▶ **What is expected**: Everything from the first line down to the line containing "4h-1V2h-2v2H8V2H6v2H5c-1.100 0-2 .9-2" is to be retyped exactly, both ends included, with pictures left out.

▶ **Available data**:
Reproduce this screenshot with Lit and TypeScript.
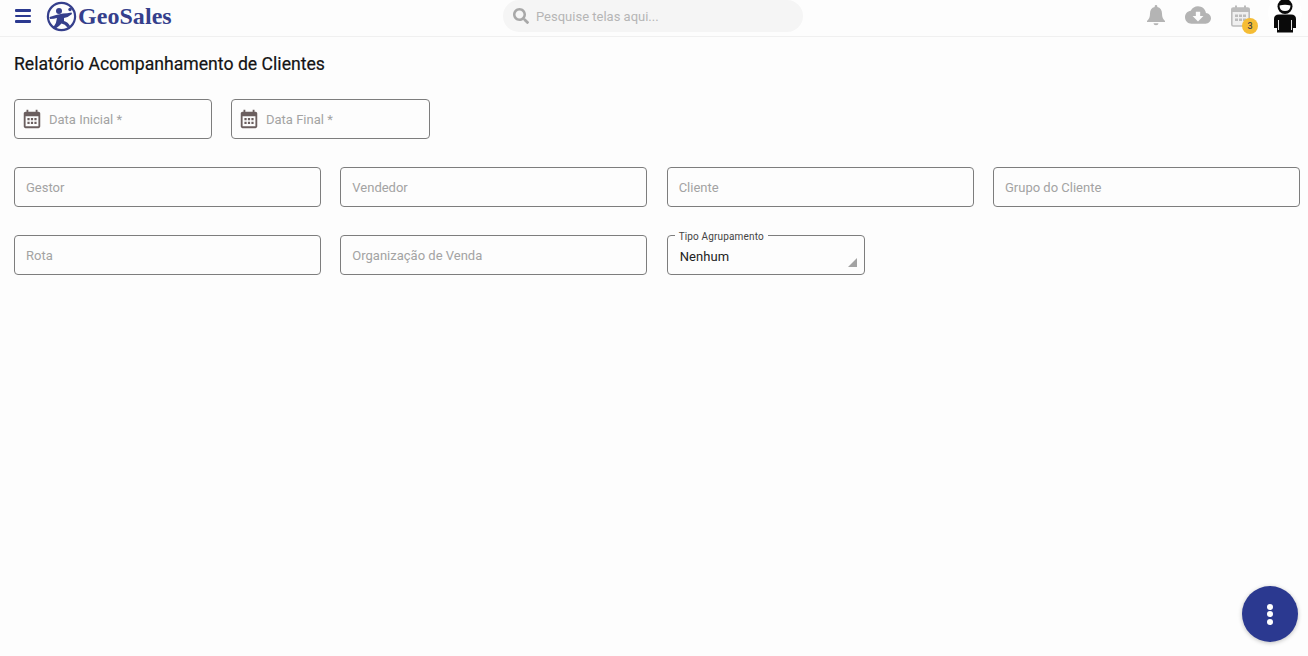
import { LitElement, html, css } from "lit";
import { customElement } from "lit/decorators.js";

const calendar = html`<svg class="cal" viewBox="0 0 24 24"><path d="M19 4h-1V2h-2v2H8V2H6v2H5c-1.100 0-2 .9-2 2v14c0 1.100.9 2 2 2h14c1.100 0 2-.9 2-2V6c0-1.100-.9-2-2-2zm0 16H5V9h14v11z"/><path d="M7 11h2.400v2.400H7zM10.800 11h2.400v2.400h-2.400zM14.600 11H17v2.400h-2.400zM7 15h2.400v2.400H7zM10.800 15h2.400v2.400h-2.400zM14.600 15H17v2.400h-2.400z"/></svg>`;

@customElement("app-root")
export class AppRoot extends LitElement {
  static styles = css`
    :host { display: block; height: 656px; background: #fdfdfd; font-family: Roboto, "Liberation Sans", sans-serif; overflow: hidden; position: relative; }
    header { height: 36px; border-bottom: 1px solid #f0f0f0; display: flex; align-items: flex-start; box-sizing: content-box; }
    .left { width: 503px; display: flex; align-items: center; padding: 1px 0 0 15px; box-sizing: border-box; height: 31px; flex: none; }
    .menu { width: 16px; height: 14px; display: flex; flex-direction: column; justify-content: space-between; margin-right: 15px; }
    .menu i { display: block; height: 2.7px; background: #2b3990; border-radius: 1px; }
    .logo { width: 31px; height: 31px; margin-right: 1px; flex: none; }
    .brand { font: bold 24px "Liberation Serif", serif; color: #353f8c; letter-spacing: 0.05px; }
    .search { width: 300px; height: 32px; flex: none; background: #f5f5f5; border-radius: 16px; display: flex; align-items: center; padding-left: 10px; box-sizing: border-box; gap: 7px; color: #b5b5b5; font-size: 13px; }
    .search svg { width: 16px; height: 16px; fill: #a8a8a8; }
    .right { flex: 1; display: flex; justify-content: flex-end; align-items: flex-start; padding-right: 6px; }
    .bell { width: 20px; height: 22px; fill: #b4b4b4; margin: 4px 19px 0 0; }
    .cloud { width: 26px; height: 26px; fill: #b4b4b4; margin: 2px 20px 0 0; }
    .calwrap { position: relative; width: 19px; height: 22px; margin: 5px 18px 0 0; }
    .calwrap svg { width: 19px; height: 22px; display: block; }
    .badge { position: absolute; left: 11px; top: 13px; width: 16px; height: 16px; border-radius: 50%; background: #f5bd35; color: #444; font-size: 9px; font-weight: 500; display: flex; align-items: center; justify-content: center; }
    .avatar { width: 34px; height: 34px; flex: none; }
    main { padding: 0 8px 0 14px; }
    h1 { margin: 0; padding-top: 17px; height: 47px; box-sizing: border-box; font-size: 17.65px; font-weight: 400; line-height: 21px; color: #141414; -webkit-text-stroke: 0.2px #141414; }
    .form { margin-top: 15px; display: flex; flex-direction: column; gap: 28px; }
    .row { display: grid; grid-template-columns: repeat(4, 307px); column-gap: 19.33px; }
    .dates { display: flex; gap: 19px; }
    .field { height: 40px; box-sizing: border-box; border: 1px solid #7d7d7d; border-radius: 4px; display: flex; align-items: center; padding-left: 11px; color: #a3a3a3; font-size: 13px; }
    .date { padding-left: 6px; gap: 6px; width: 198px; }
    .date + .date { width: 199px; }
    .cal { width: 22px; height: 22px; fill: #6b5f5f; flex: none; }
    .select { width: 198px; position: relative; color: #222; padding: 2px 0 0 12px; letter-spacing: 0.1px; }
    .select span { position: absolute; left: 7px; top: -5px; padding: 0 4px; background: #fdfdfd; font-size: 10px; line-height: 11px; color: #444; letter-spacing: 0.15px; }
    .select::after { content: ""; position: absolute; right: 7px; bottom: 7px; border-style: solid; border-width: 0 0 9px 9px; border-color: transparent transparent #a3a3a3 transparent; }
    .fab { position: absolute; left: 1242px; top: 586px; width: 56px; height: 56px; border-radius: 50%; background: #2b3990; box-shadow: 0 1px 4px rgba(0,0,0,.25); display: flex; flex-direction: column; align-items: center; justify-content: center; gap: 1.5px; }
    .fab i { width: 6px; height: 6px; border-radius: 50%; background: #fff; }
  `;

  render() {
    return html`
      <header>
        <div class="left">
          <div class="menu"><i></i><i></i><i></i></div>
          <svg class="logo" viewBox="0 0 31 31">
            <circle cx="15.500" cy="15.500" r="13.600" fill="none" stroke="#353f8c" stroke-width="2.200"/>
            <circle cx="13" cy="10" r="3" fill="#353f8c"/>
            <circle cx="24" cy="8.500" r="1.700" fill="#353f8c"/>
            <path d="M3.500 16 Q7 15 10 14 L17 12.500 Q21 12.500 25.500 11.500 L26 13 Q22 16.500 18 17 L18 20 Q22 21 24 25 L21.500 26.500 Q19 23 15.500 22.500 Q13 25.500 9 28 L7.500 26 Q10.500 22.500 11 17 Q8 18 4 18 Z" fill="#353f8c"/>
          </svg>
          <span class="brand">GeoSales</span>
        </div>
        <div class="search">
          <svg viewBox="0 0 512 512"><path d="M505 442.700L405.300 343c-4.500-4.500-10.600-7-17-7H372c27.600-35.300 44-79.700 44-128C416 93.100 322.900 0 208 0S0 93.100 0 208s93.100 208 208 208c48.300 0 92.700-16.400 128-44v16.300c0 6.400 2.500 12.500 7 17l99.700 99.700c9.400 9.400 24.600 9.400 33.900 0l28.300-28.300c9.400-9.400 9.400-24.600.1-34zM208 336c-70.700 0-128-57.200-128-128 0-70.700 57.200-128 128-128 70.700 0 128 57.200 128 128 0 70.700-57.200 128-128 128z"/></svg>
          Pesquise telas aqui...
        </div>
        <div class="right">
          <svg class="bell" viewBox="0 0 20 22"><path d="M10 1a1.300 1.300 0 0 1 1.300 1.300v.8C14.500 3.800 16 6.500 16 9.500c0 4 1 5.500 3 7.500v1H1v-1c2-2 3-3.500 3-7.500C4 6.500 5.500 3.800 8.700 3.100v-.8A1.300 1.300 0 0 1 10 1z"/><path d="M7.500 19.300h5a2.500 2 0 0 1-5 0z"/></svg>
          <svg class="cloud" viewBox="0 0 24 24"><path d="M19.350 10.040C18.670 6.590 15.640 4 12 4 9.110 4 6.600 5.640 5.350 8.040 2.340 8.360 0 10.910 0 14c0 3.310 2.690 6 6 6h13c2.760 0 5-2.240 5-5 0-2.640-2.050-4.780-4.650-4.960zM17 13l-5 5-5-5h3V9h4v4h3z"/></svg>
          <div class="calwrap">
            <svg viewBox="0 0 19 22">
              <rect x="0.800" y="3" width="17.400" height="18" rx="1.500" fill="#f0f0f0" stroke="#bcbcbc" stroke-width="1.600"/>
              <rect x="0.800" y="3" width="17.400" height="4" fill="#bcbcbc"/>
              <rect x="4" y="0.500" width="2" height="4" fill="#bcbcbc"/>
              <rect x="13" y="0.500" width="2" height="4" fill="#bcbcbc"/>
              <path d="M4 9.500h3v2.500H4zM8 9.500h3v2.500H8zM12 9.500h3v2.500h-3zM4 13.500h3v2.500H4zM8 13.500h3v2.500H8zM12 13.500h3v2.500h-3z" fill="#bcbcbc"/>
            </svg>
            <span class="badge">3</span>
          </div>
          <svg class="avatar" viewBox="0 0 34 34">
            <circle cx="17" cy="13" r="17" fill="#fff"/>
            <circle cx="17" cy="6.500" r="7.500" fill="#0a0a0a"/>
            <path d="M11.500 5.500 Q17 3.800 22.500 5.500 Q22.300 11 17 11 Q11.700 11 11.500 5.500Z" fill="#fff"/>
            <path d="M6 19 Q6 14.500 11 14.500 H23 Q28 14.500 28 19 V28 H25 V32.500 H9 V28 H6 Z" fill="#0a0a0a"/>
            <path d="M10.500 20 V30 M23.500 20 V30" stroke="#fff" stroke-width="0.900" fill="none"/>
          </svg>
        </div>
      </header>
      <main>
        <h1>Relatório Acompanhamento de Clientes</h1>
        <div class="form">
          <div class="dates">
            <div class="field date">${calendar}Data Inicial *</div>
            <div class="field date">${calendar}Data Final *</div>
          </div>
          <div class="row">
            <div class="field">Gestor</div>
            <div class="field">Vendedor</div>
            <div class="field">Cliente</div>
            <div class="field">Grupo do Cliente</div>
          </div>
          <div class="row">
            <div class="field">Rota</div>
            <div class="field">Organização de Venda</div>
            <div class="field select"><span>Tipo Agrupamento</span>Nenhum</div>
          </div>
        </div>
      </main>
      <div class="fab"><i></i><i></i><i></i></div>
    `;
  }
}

▶ **Written solution**:
Reproduce this screenshot with Lit and TypeScript.
import { LitElement, html, css } from "lit";
import { customElement } from "lit/decorators.js";

const calendar = html`<svg class="cal" viewBox="0 0 24 24"><path d="M19 4h-1V2h-2v2H8V2H6v2H5c-1.100 0-2 .9-2 2v14c0 1.100.9 2 2 2h14c1.100 0 2-.9 2-2V6c0-1.100-.9-2-2-2zm0 16H5V9h14v11z"/><path d="M7 11h2.400v2.400H7zM10.800 11h2.400v2.400h-2.400zM14.600 11H17v2.400h-2.400zM7 15h2.400v2.400H7zM10.800 15h2.400v2.400h-2.400zM14.600 15H17v2.400h-2.400z"/></svg>`;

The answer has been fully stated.